誤報でも何でもいいから、ニュースがあったほうがいい。むしろ「誤報歓迎」であり、誤報のときに動いて、その情報の修正で動くことで、十分儲けられる。

今回でいえば、(1)最初の「日銀は動く」という自分たちのポジショントークで動かし、(2)それがそうでもないという情報が広がって、元に戻り、(3)さらに28日午前2時のスクープで激しく動き、(4)再度、実質的な中身を解釈するとそうでもないといって戻す。つまり、4回大きく動いたので、トレードのチャンスが4回もあったということだ。

一方、国内系はそこまで機動的に動かないし、動かすことは諦めているから(あるいはそういう気はないから、あるいは海外系にやられっぱなしを甘受しているから)、結局「微修正があったけど、予想の範囲内だったね」で終わる。

大変興味深いケーススタディが1つ増えて、学者としては大変興味深い1日であった。

さて、もう1つ興味深かったのは、日銀の決定した政策自体であり、それを説明した、28日午後3時半からの植田総裁の記者会見だ。

中央銀行トップとして最高に誠実・率直・丁寧な説明

まず、植田総裁はすばらしかった。記者の意地悪な質問、しつこい質問、攻撃的な質問、いずれの質問にも、非常に丁寧に答えた。

さらに、木で鼻をくくったような答弁でなく、「政策の修正なのか、そうでないのか、わけわからん、はっきりしろ!」というような質問に対しても、「長短金利操作の運用を柔軟化」と書いてあるのは、政策の修正ということだと思う」などと、静かに堂々と答えていた。

そして、「YCCの副作用として金融市場のボラティリティー(変動率)の拡大があると言っているが、この金融市場とは何の市場のことなのか」という趣旨の質問に対して、堂々と「為替のボラティリティーを含む」と言い切った。

すばらしい。

これほど、誠実で率直で丁寧な説明が、これまで世界中の中央銀行トップの記者会見であっただろうか。植田氏の面目躍如である。私の記事「なぜ危機にある日銀植田総裁にみんな優しいのか」(6月18日配信)では「『闘う男植田』は消えた」などと批判したが、訂正して謝罪したい。

今回の政策決定会合の内容をまとめると、YCCの枠組みは維持。ただし、連続指し値オペは修正。毎日実質的にそれが有効になるのではなく、1.0%での指し値オペであり、万が一の金利急騰が起きたときの保険としてセットする。そして保険があることにより、金利のボラティリティーも低下することを狙った措置とする。

一方で0.5%を柔軟化することにより、妥当な長期金利は0.5%ということは維持する。だから緩和の縮小ではないが、金融市場の機能を殺さないように、市場動向が反映されるようにした。

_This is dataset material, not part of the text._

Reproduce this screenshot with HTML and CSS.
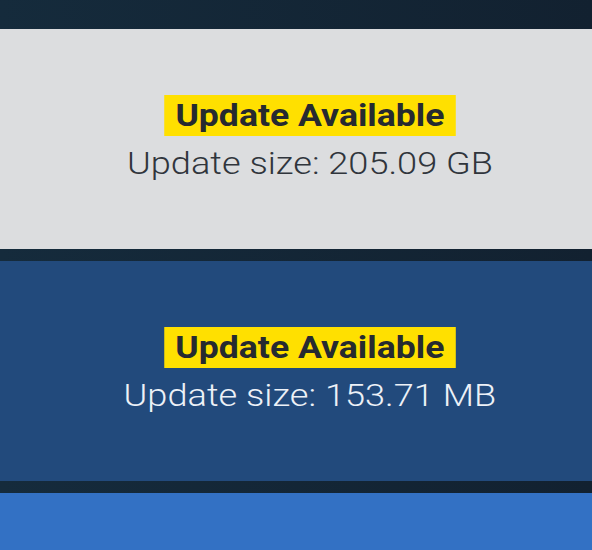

ただし、0.5%が妥当という判断だから、大きくは離れないように状況を見て、機動的に買い入れを行う。こうした政策だ。

これは、私個人としては、ややハト派すぎるとは思う。だが、ハト派的なスタンスを前提とすれば、大変バランスの取れた、現実的には妥当なスキームではないだろうか。

そしてなにより、タイミングがすばらしい。YCCが追い込まれる前に「先に動いておいた」という植田氏の説明はまったくそのとおりだし、そう率直に説明するのもすばらしいし、そして、何より実際にそう動いたのがすばらしい。植田日銀に、今後とも期待して、応援したい。